Prause was the co-author on a 2014 review of “pornography addiction” research, in which she and two co-authors found that the theory and research suffered from “poor experimental designs, limited methodological rigor, and lack of model specification,” or being consistent about which variables contribute to an analysis. It would be more useful, they reasoned, if people who reported themselves as having “addictive” behavior were understood through the lenses of gender, sensation-seeking, and libido, with conflicts created by religiosity.
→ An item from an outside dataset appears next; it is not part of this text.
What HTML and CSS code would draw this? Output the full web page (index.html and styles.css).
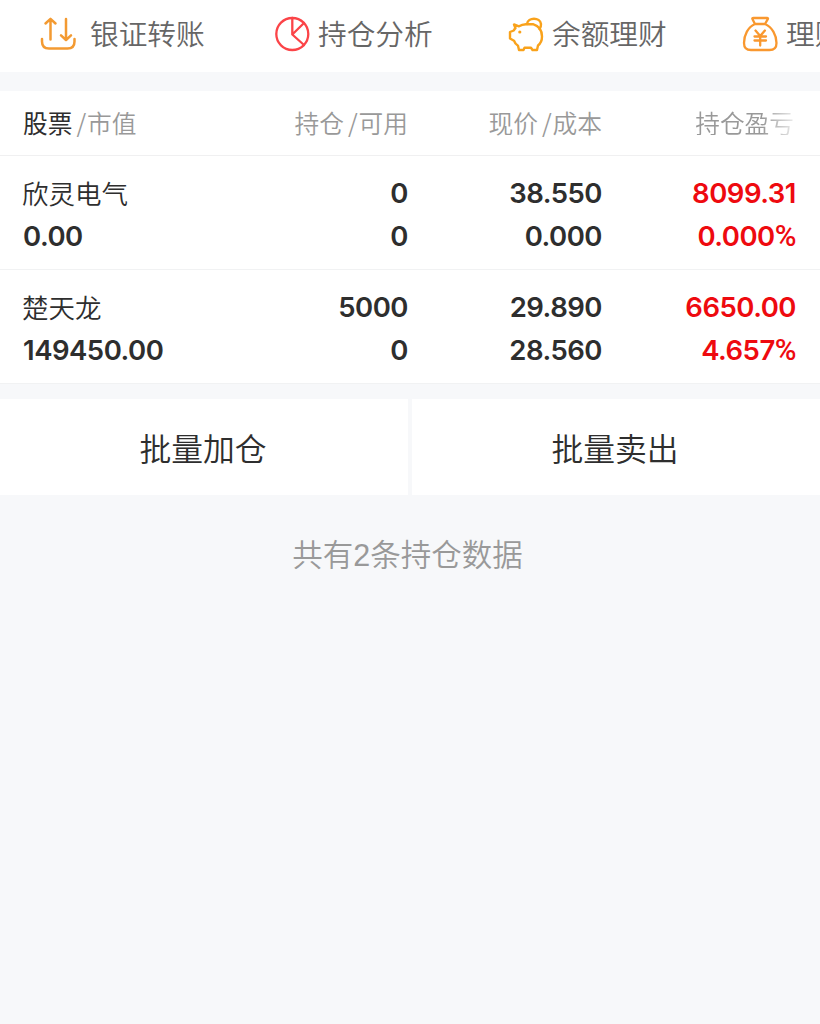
FILE: index.html
```html
<!DOCTYPE html>
<html lang="zh-CN">
<head>
<meta charset="utf-8">
<title>持仓</title>
<link rel="stylesheet" href="styles.css">
</head>
<body>
<nav class="shortcuts">
  <a class="shortcut shortcut-wide">
    <svg class="icon" viewBox="0 0 36 36" fill="none" stroke="#f39a32" stroke-width="2.5" stroke-linecap="round" stroke-linejoin="round"><path d="M10.500 23.500V3M5.500 7.500 10.500 2.800l5 4.700M26 3v20.500M21 19.300l5 4.700 5-4.700M2 23v2.500Q2 32.500 9 32.500H27.500Q34.500 32.500 34.500 25.500V23"/></svg>
    <span>银证转账</span>
  </a>
  <a class="shortcut">
    <svg class="icon" viewBox="0 0 36 36" fill="none" stroke="#fb4448" stroke-width="2.3" stroke-linecap="round" stroke-linejoin="round"><circle cx="18.300" cy="18" r="16"/><path d="M18.300 2v16.500L30 29M18.300 18.500 30 7"/></svg>
    <span>持仓分析</span>
  </a>
  <a class="shortcut">
    <svg class="icon" viewBox="0 0 36 36" fill="none" stroke="#f9a21b" stroke-width="2.4" stroke-linejoin="round" stroke-linecap="round"><path d="M6 8.500 11 10.300Q14 8.500 18 8.200H25Q34 11 34 20.500 34 26.500 30 29.500L29 34H24.500L23 31.800H16.500L15.500 34H11L10 29.800Q7 28 6 24.700L2 22.500V16L5.800 14.500Q6.500 13 7.500 12.300Z"/><path d="M19 8C20 1 32 1 33 8Q33.200 11 31.500 13"/><circle cx="11.800" cy="16" r="1.600" fill="#f9a21b" stroke="none"/></svg>
    <span>余额理财</span>
  </a>
  <a class="shortcut">
    <svg class="icon" viewBox="0 0 36 36" fill="none" stroke="#f9982f" stroke-width="2.3" stroke-linecap="round" stroke-linejoin="round"><path d="M13 8 10.500 3.200Q9.800 2 11.500 2H25Q26.500 2 25.800 3.200L23 8ZM13 8C6 11 2 19 2 27Q2 34 9 34H27.500Q34.500 34 34.500 27C34.500 19 30 11 23 8M13.500 14.500l4.700 5.500 4.700-5.500M12.500 20.500H24M12.500 24.500H24M18.200 20.500V29.500"/></svg>
    <span>理财</span>
  </a>
</nav>
<main>
  <section class="holdings">
    <div class="grid head">
      <div class="first"><b>股票</b><i>/</i>市值</div>
      <div>持仓<i>/</i>可用</div>
      <div>现价<i>/</i>成本</div>
      <div class="fade">持仓盈亏</div>
    </div>
    <div class="grid row">
      <div class="name">欣灵电气</div><div>0</div><div>38.550</div><div class="up">8099.31</div>
      <div class="first">0.00</div><div>0</div><div>0.000</div><div class="up">0.000<span class="pct">%</span></div>
    </div>
    <div class="grid row">
      <div class="name">楚天龙</div><div>5000</div><div>29.890</div><div class="up">6650.00</div>
      <div class="first">149450.00</div><div>0</div><div>28.560</div><div class="up">4.657<span class="pct">%</span></div>
    </div>
  </section>
  <section class="actions">
    <button class="action">批量加仓</button>
    <button class="action">批量卖出</button>
  </section>
  <p class="summary">共有<span class="count">2</span>条持仓数据</p>
</main>
</body>
</html>
```
FILE: styles.css
```css
* { box-sizing: border-box; }
body {
  margin: 0;
  min-height: 1024px;
  overflow-x: hidden;
  background: #f7f8fa;
  color: #2e2e2e;
  font-family: Inter, "Noto Sans CJK SC", sans-serif;
}
.shortcuts {
  display: flex;
  height: 72px;
  padding: 0 0 4px 40px;
  overflow: hidden;
  background: #fff;
}
.shortcut {
  display: flex;
  flex: 0 0 234px;
  align-items: center;
  gap: 8px;
  color: #666;
  font: 350 28.7px/1 "Noto Sans CJK SC", sans-serif;
  white-space: nowrap;
}
.shortcut span { padding-bottom: 1px; }
.shortcut-wide { gap: 14px; }
.icon { flex: none; width: 36px; height: 36px; }
.holdings { margin-top: 19px; }
.grid {
  display: grid;
  grid-template-columns: 1fr 194px 194px 194px;
  padding: 0 24px 0 23px;
  background: #fff;
  text-align: right;
}
.head {
  height: 65px;
  padding-bottom: 1px;
  align-items: center;
  border-bottom: 1px solid #f0f0f1;
  color: #999;
  font: 350 24.7px/1 "Noto Sans CJK SC", sans-serif;
}
.head b { color: #2e2e2e; font-weight: 400; }
.head i { margin: 0 1px 0 4px; font-style: normal; }
.first, .name { text-align: left; }
.fade {
  padding-right: 2px;
  -webkit-mask-image: linear-gradient(to right, #000 160px, transparent 200px);
  mask-image: linear-gradient(to right, #000 160px, transparent 200px);
}
.row {
  height: 114px;
  padding-top: 16px;
  grid-auto-rows: 43px;
  line-height: 43px;
  align-content: start;
  border-bottom: 1px solid #f1f2f3;
  font-size: 27.500px;
  font-weight: 600;
  letter-spacing: -0.5px;
}
.name {
  margin-left: -1px;
  font: 350 26.500px/41px "Noto Sans CJK SC", sans-serif;
  letter-spacing: 0;
}
.up { color: #ee0a0f; }
.pct { font-family: Roboto, sans-serif; font-size: 29.500px; font-weight: 500; line-height: 1; }
.actions {
  display: grid;
  grid-template-columns: 408px 408px;
  gap: 4px;
  height: 96px;
  margin-top: 15px;
}
.action {
  border: 0;
  padding: 2px 2px 0 0;
  background: #fff;
  color: #2e2e2e;
  font: 350 31.800px/1 "Noto Sans CJK SC", sans-serif;
}
.summary {
  margin: 37px 5px 0 0;
  color: #999;
  font: 350 30.500px/42px "Noto Sans CJK SC", sans-serif;
  text-align: center;
}
.count { font-family: "Liberation Sans", sans-serif; }
```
Also in 2014, a study of over 500 undergraduates and adults found that religiosity and moral disapproval were the best predictors of perceived addiction to pornography, even when the actual use of pornography was controlled for.

This year, The Journal of Treatment & Prevention came out with a special issue titled “Sexual Addiction & Compulsivity,” with a bunch of research around the notion of religiosity and pornography: One study found that people who identified as religious viewed less sexual content and felt bad about it when they did; a sample of 713 U.S. adults found that “higher certainty in God’s existence was associated with higher levels of perceived addiction”; and a study of 1,070 undergrads found that religiousness was associated with moral disapproval of pornography and perceived addiction to it.

And quite intriguingly, from that same journal issue, an archival analysis of the content of Christianity Today, the magazine whose cause is “beautiful orthodoxy,” found that since its founding, in 1956, to 2014, the discussion of pornography has gone from referring to it as sinful to seeing it as addictive. The magazine, says Idaho State University sociologist Jeremy Thomas, has “communicated messages about pornography that have made it more likely for evangelicals to perceive themselves as being addicted to pornography.” There’s an important lesson here: People interpret their worlds through the messages that are given to them. So if you’re taught that pornography is addictive, there’s a good chance that you’ll identify as being addicted to it. Even if, for someone who isn’t religious, it’s not.